Fog over Whiteface Mountain, 11X14, oil on canvasboard, $1087.

Yesterday I had my students paint in the boreal bog at Paul Smiths VIC. It’s a landscape of stunted larches and spruces, pitcher plants and sundews, with a lazy river chugging through it. It’s heavy on color and light on structure, making it a challenging subject to paint. My monitor had painted trees and figures along the boardwalk, and asked me what she should do with the rest of the space. There was no way she could fill it in with every tiny tree.

“Essentially, nothing,” I said. It was already shimmering green. Had we had more time, I’d have suggested a bit more in the way of soft brushwork, but the facts were already there, and the quiet of her greens set off the figure on the boardwalk.

Lobster pound, 12X16, oil on canvas, $1594.

Silent passages are where the mind fills in what isn’t there. The human mind seems to rebel against having everything spelled out for it; it loves mystery. Even so-called photorealism uses silent passages; we aren’t even aware of the artist’s judicious editing.

I often use Johannes Vermeer’s The Girl with the Red Hat as an example of the lost-and-found edge, but it’s also a fabulous example of the power of silence. Much is not stated: the drapery in shadow, the carving on the chair, even the modeling in most of the face. These stand as powerful foils for what is stated: her sensuous lips, the feathering of her hat, and her lace collar.

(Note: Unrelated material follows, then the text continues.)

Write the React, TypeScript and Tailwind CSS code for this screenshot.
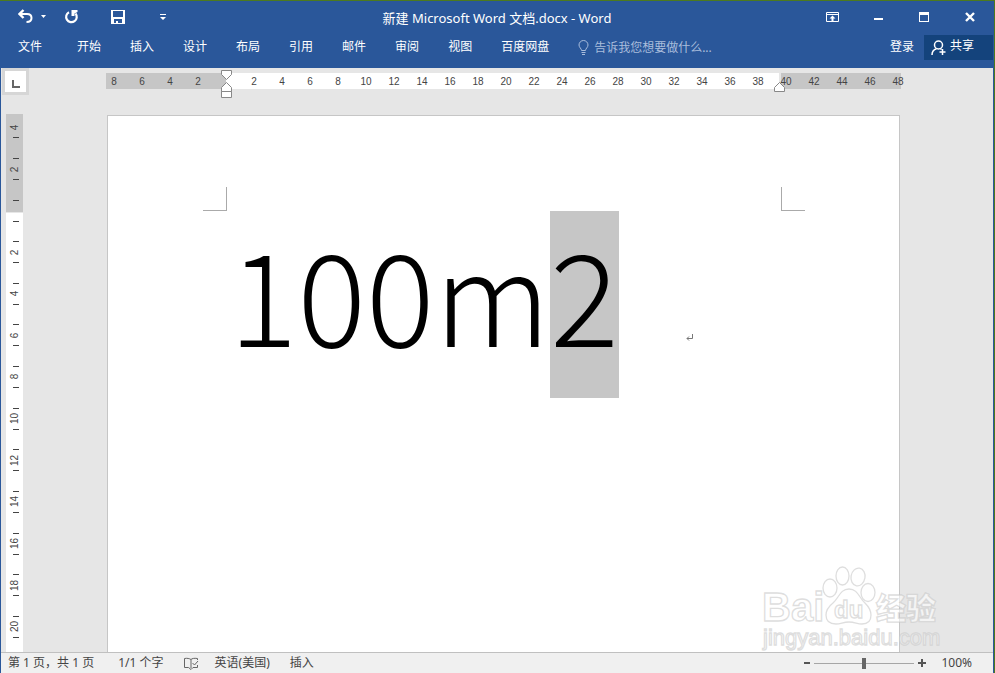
import { useState, type ReactNode } from "react";

const MENU_TABS = ["文件", "开始", "插入", "设计", "布局", "引用", "邮件", "审阅", "视图"];

const LEFT_MARGIN_MARKS = [8, 6, 4, 2];
const TEXT_MARKS = Array.from({ length: 19 }, (_, i) => (i + 1) * 2);
const RIGHT_MARGIN_MARKS = [40, 42, 44, 46, 48];
const VERTICAL_MARKS = Array.from({ length: 10 }, (_, i) => (i + 1) * 2);

function IconButton({
  label,
  className,
  children,
}: {
  label: string;
  className: string;
  children: ReactNode;
}) {
  return (
    <button
      type="button"
      aria-label={label}
      className={`flex h-5 items-center justify-center ${className}`}
    >
      {children}
    </button>
  );
}

function UndoIcon() {
  return (
    <svg width="15" height="15" viewBox="0 0 15 15" fill="none" className="-mt-1">
      <path d="M5.500 1 1.500 5 5.500 9" stroke="#fff" strokeWidth="2.400" />
      <path
        d="M2 5H9C11.800 5 13.500 6.500 13.500 9C13.500 11.500 11.500 13 8.500 13"
        stroke="#fff"
        strokeWidth="2"
      />
    </svg>
  );
}

function RedoIcon() {
  return (
    <svg width="15" height="15" viewBox="0 0 15 15" fill="none" className="-mt-1">
      <path
        d="M5 3.200A5.300 5.300 0 1 0 11.500 4.500"
        stroke="#fff"
        strokeWidth="2.200"
      />
      <path d="M7.500 1H13.500V3L10.500 4.500V7H7.500Z" fill="#fff" />
    </svg>
  );
}

function SaveIcon() {
  return (
    <svg width="14" height="14" viewBox="0 0 14 14" className="-mt-1">
      <path
        fillRule="evenodd"
        fill="#fff"
        d="M0 0H14V14H0ZM2 1V7H12V1ZM3 9V13H5V11H7V13H11V9Z"
      />
    </svg>
  );
}

function TitleBar() {
  return (
    <header className="grid h-[31px] grid-cols-[1fr_auto_1fr] items-center pt-1">
      <div className="flex items-center pl-[14px]">
        <IconButton label="撤消" className="w-5">
          <UndoIcon />
        </IconButton>
        <IconButton label="撤消选项" className="w-4">
          <svg width="5" height="3" viewBox="0 0 5 3" className="-mt-1">
            <path d="M0 0H5L2.500 3Z" fill="#fff" />
          </svg>
        </IconButton>
        <IconButton label="重复" className="ml-2 w-6">
          <RedoIcon />
        </IconButton>
        <IconButton label="保存" className="ml-[25px] w-5">
          <SaveIcon />
        </IconButton>
        <IconButton label="自定义快速访问工具栏" className="ml-[25px] w-5">
          <svg width="6" height="6" viewBox="0 0 6 6" className="-mt-1">
            <path d="M0 0H6V1H0ZM0 3H6L3 6Z" fill="#fff" />
          </svg>
        </IconButton>
      </div>
      <h1 className="pb-0.5 text-[13px] leading-5 whitespace-nowrap">
        新建 Microsoft Word 文档.docx - Word
      </h1>
      <div className="flex items-center justify-end gap-[26px] pr-[13px]">
        <IconButton label="功能区显示选项" className="w-5">
          <svg width="13" height="10" viewBox="0 0 13 10" className="-mt-1">
            <path d="M.5.5H12.500V9.500H.5ZM.5 2.500H12.500" fill="none" stroke="#fff" />
            <path d="M6.500 3.500 9.500 6.500H7.500V9H5.500V6.500H3.500Z" fill="#fff" />
          </svg>
        </IconButton>
        <IconButton label="最小化" className="w-5">
          <svg width="9" height="10" viewBox="0 0 9 10" className="-mt-1">
            <path d="M0 6H9V8H0Z" fill="#fff" />
          </svg>
        </IconButton>
        <IconButton label="最大化" className="w-5">
          <svg width="10" height="10" viewBox="0 0 10 10" className="-mt-1">
            <path fillRule="evenodd" d="M0 0H10V10H0ZM1 3V9H9V3Z" fill="#fff" />
          </svg>
        </IconButton>
        <IconButton label="关闭" className="w-5">
          <svg width="10" height="10" viewBox="0 0 10 10" className="-mt-1">
            <path d="M1 1 9 9M9 1 1 9" stroke="#fff" strokeWidth="2.400" />
          </svg>
        </IconButton>
      </div>
    </header>
  );
}

function MenuBar() {
  return (
    <nav className="flex h-9 items-start text-xs leading-6">
      <div className="flex gap-[29px] pt-[3px] pl-[17px]">
        {MENU_TABS.map((tab) => (
          <button key={tab} type="button" className="first:mr-[6px]">
            {tab}
          </button>
        ))}
        <button type="button">百度网盘</button>
      </div>
      <label className="flex min-w-0 flex-1 items-center gap-1 pt-1 pl-7 text-[#a9bddc]">
        <svg
          width="13"
          height="16"
          viewBox="0 0 13 16"
          fill="none"
          stroke="#a9bddc"
          className="shrink-0"
        >
          <path d="M4.500 10.500C4.500 8.500 2 7.500 2 5A4.500 4.500 0 0 1 11 5C11 7.500 8.500 8.500 8.500 10.500ZM4.500 12.500H8.500M5 14.500H8" />
        </svg>
        <input
          aria-label="告诉我您想要做什么"
          placeholder="告诉我您想要做什么..."
          className="h-6 w-full min-w-0 bg-transparent outline-none placeholder:text-[#a9bddc]"
        />
      </label>
      <button type="button" className="mr-[10px] pt-[3px]">
        登录
      </button>
      <button
        type="button"
        className="mt-[3px] flex h-[25px] w-[69px] items-center gap-1 bg-[#14437c] pl-[7px]"
      >
        <svg
          width="15"
          height="16"
          viewBox="0 0 15 16"
          fill="none"
          stroke="#fff"
          strokeWidth="1.500"
        >
          <circle cx="7.500" cy="5" r="4" />
          <path d="M1 15C1 11.500 3 9.500 5.500 8.800M9.500 8.800 10.500 9.500M11.500 9V15M8.500 12H14.500" />
        </svg>
        <span className="-mt-1">共享</span>
      </button>
    </nav>
  );
}

function HorizontalRuler() {
  return (
    <div className="flex h-9 items-start">
      <button
        type="button"
        aria-label="左对齐式制表符"
        className="mt-[3px] ml-1 flex h-[21px] w-[21px] shrink-0 items-center justify-center bg-white outline-3 outline-[#d6d6d6]"
      >
        <svg width="8" height="8" viewBox="0 0 8 8" className="mt-1">
          <path d="M1 0V7H8" fill="none" stroke="#666" strokeWidth="2" />
        </svg>
      </button>
      <div className="mt-[5px] ml-20 flex h-4 font-['Liberation_Sans',sans-serif] text-[10px] leading-[18px] text-[#444]">
        <div className="flex w-[120px] bg-[#c6c6c6]">
          {LEFT_MARGIN_MARKS.map((mark) => (
            <span key={mark} className="w-7 shrink-0 text-center first:-ml-[6px]">
              {mark}
            </span>
          ))}
        </div>
        <div className="relative flex w-[553px] bg-white pl-[14px]">
          <svg
            width="12"
            height="28"
            viewBox="0 0 12 28"
            className="absolute -top-[3px] -left-[5px]"
          >
            <path
              d="M.5.5H10.500V4.500L5.500 9.500.5 4.500ZM5.500 12.500 10.500 17.500V21.500H.5V17.500ZM.5 21.500H10.500V27.500H.5Z"
              fill="#fff"
              stroke="#888"
            />
          </svg>
          {TEXT_MARKS.map((mark) => (
            <span key={mark} className="w-7 shrink-0 text-center">
              {mark}
            </span>
          ))}
          <svg
            width="12"
            height="11"
            viewBox="0 0 12 11"
            className="absolute top-[9px] -right-[7px] z-10"
          >
            <path d="M5.500.5 10.500 5.500V9.500H.5V5.500Z" fill="#fff" stroke="#888" />
          </svg>
        </div>
        <div className="ml-0.5 flex w-[120px] bg-[#c6c6c6]">
          {RIGHT_MARGIN_MARKS.map((mark) => (
            <span key={mark} className="w-7 shrink-0 text-center first:-ml-[9px]">
              {mark}
            </span>
          ))}
        </div>
      </div>
    </div>
  );
}

function Tick() {
  return <i className="block h-px w-1.5 shrink-0 bg-[#444]" />;
}

function RulerNumber({ value, open = false }: { value: number; open?: boolean }) {
  return (
    <div className="flex flex-col items-end">
      {!open && <Tick />}
      <span className="flex h-5 w-2 items-center justify-center">
        <b className="-rotate-90 font-normal">{value}</b>
      </span>
      <Tick />
    </div>
  );
}

function VerticalRuler() {
  return (
    <div className="ml-[5px] flex w-[17px] shrink-0 flex-col pt-[10px] font-['Liberation_Sans',sans-serif] text-[10px] text-[#444]">
      <div className="flex h-[98px] flex-col items-end gap-5 bg-[#c6c6c6] pt-[3px] pr-1">
        <RulerNumber value={4} open />
        <RulerNumber value={2} />
        <Tick />
      </div>
      <div className="mt-px flex flex-1 flex-col items-end bg-white pt-2 pr-1">
        <Tick />
        <div className="mt-[19px] flex h-[397px] flex-col justify-between">
          {VERTICAL_MARKS.map((mark) => (
            <RulerNumber key={mark} value={mark} />
          ))}
        </div>
      </div>
    </div>
  );
}

function Page() {
  return (
    <article className="mt-[11px] ml-[84px] w-[793px] border border-b-0 border-[#c6c6c6] bg-white">
      <div className="mx-[94px] mt-[71px] flex h-6 justify-between">
        <i className="ml-px w-6 border-r border-b border-[#aaa]" />
        <i className="w-6 border-b border-l border-[#aaa]" />
      </div>
      <p className="ml-[121px] font-['Noto_Sans_CJK_SC',sans-serif] text-[128px] leading-[162px] font-light whitespace-nowrap text-black">
        100m
        <mark className="inline-block bg-[#c6c6c6] pb-[25px] text-black">2</mark>
        <svg
          width="7"
          height="8"
          viewBox="0 0 7 8"
          className="mb-[5px] ml-[67px] inline align-baseline"
        >
          <path d="M6.500 0V4.500H1M3 2.500 1 4.500 3 6.500" fill="none" stroke="#777" />
        </svg>
      </p>
    </article>
  );
}

function Watermark() {
  return (
    <svg
      width="182"
      height="88"
      viewBox="0 0 182 88"
      className="pointer-events-none absolute right-[51px] bottom-0"
      fill="#fff"
      fillOpacity="0.600"
      stroke="#c8c8c8"
      strokeOpacity="0.600"
      strokeWidth="1.300"
      fontFamily="'Liberation Sans', 'Noto Sans CJK SC', sans-serif"
    >
      <text x="2" y="57" fontSize="40" fontWeight="700">
        Bai
      </text>
      <ellipse cx="70" cy="24" rx="7" ry="9" />
      <ellipse cx="82.500" cy="12" rx="6.500" ry="9" />
      <ellipse cx="98" cy="13" rx="7" ry="9" transform="rotate(10 98 13)" />
      <ellipse cx="108" cy="28.500" rx="7" ry="9" />
      <path d="M89 25C80 25 79 34 73 39C68 43 66 46 66 51C66 57 70 60 76 60C81 60 83 58 89 58C95 58 97 60 102 60C108 60 111 57 111 51C111 46 109 43 105 39C99 34 98 25 89 25Z" />
      <text x="74" y="54" fontSize="24" fontWeight="700">
        du
      </text>
      <text x="116" y="55" fontSize="30" fontWeight="900">
        经验
      </text>
      <text x="3" y="81" fontSize="22">
        jingyan.baidu.com
      </text>
    </svg>
  );
}

function StatusBar() {
  const [zoom, setZoom] = useState(100);

  return (
    <footer className="flex h-[21px] items-center border-t border-[#c0c0c0] bg-[#f0f0f0] pr-[21px] pl-[7px] text-xs leading-4 whitespace-nowrap text-[#444]">
      <span>第 1 页，共 1 页</span>
      <span className="ml-6">1/1 个字</span>
      <button type="button" aria-label="校对" className="ml-5">
        <svg width="15" height="13" viewBox="0 0 15 13" fill="none" stroke="#666">
          <path d="M7 2.500C5.500 1.500 3 1 .5 1.500V10.500H4.500L7 12.500 9 10.500H13.500V8M7 2.500V11M7 2.500C8 1.500 10 1 13.500 1.500V3M8.500 6 10.500 8 14 4" />
        </svg>
      </button>
      <button type="button" className="ml-4">
        英语(美国)
      </button>
      <button type="button" className="ml-5">
        插入
      </button>
      <div className="ml-auto flex items-center">
        <button type="button" aria-label="缩小" onClick={() => setZoom(Math.max(10, zoom - 10))}>
          <svg width="6" height="8" viewBox="0 0 6 8">
            <path d="M0 3H6V5H0Z" fill="#555" />
          </svg>
        </button>
        <input
          type="range"
          aria-label="显示比例"
          min={10}
          max={190}
          value={zoom}
          onChange={(e) => setZoom(Number(e.target.value))}
          className="mx-1 h-3 w-[100px] appearance-none bg-transparent bg-[linear-gradient(#a6a6a6,#a6a6a6)] bg-[length:100%_1px] bg-center bg-no-repeat [&::-webkit-slider-thumb]:h-[11px] [&::-webkit-slider-thumb]:w-1 [&::-webkit-slider-thumb]:appearance-none [&::-webkit-slider-thumb]:bg-[#666]"
        />
        <button type="button" aria-label="放大" onClick={() => setZoom(Math.min(190, zoom + 10))}>
          <svg width="8" height="8" viewBox="0 0 8 8">
            <path d="M3 0H5V3H8V5H5V8H3V5H0V3H3Z" fill="#555" />
          </svg>
        </button>
        <span className="ml-[15px]">{zoom}%</span>
      </div>
    </footer>
  );
}

export default function App() {
  return (
    <div className="flex min-h-screen flex-col bg-[#4c7a1e] pt-px pr-px font-['Noto_Sans','Noto_Sans_CJK_SC',sans-serif]">
      <div className="flex flex-1 flex-col border-x border-[#2a579a] bg-[#e6e6e6]">
        <div className="bg-[#2a579a] text-white">
          <TitleBar />
          <MenuBar />
        </div>
        <HorizontalRuler />
        <main className="relative flex flex-1">
          <VerticalRuler />
          <Page />
          <Watermark />
        </main>
        <StatusBar />
      </div>
    </div>
  );
}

My 2022 workshop schedule can be found here. That includes the beautiful red rocks of Sedona, urban painting in Austin, TX, June and September workshops aboard schooner American Eagle, mountain vistas in the Berkshires, and our ever-popular Sea & Sky at Schoodic in Acadia National Park.

Boys will be boys

Boys must be boys

The ick factor in art history is compounded by our own era’s obsession with sex and power.

The Milkmaid, c. 1600, Johannes Vermeer, courtesy Rijksmuseum

During Monday’s class, I zipped quickly through Vermeer’s oeuvre on line, when a sentence about Vermeer’s The Milkmaid stopped me cold. This is one of the most well-known paintings in western art, so familiar that it’s become background noise.

“For at least two centuries before the painting was created, milkmaids and kitchen maids had a reputation as being predisposed to love or sex, and this was frequently reflected in Dutch paintings of kitchen and market scenes from Antwerp, Utrecht and Delft. Some of the paintings were slyly suggestive, like The Milkmaid, others more coarsely so.”

This interpretation apparently came from a 2009 show at the Metropolitan, curated by the late Walter Liedtke, because most of the text was lifted verbatim from his catalog.

“The physical appeal of the ‘milkmaid’ is sensed naturally,” wrote Liedtke, “like the taste of milk or the touch of bread. Rough sleeves reveal bare arms, where the skin (unlike that of the wrists and hands) is rarely exposed to sunlight. The ruddy wrists and face, the woman's generous proportions, and her warmth, softness and approachability are qualities not found in Vermeer's more refined young ladies. They too are alluring, but the kitchen maid is frankly so.”

Kitchen Scene, 1620s, Peter Wtewael, courtesy Metropolitan Museum of Art

There are certainly coarse Dutch kitchen scenes—the Peter Wtewael kitchen scene, above, is a compendium of every sex reference that can be crammed on a canvas. Dutch painting of this time was full of jokes and bawdy comic references. Frans Hals’ laughing faces contrast vividly with the rest of Europe’s dour demeanor in Baroque portraiture. Art history tells us that the Dutch drank copiously.

Yes, the 17th century Dutch Republic was Calvinist. Prostitution and adultery were against the law. That didn’t stop the Dutch from recognizing the realities of life, and laughing at them.

The Laughing Cavalier, 1624, Frans Hals, courtesy the Wallace Collection

But Peter Wtewael’s kitchen scene is the attraction of equals. That’s very different from the class abuse of men like Samuel Pepys groping their maids.

These paintings are no longer in middle-class Dutch homes. They have been moved to palaces and museums, where their caretakers and interpreters are the wealthy, educated and powerful. It’s no surprise that their own privilege subtly colors the work they analyze.

To Liedtke, the wide-mouth jug in The Milkmaid was a symbol of feminine anatomy. “By inserting a foot warmer and, next to it, a Delft tile depicting Cupid, Vermeer intimates that love and desire, as well as work, are burdens the maid must bear… Foot warmers do not heat rooms. They heat feet and, under a long skirt (as in Van Loo's Wooing), more private parts.”

Ick.

The Procuress, c. 1622, Dirck van Baburen, courtesy Museum of Fine Arts.

This is not to say that there wasn’t an erotic underpinning to Dutch art, or that servants weren’t the objects of male lust. “I am perfectly willing to believe that you are knowledgeable in the delectable art of preparing stews / But I feel even more appetite for you / Than for the stew that you are preparing,” read the French caption for an engraving of Gerrit Dou’s A Girl Chopping Onions.

It’s just that the ick factor is compounded by our own era’s obsession with sex and power.

Vermeer was just too intelligent to have played this game of simple parts. His mature paintings show keen psychological insight. His milkmaid is a dignified, moral presence. It’s obscene to suggest otherwise.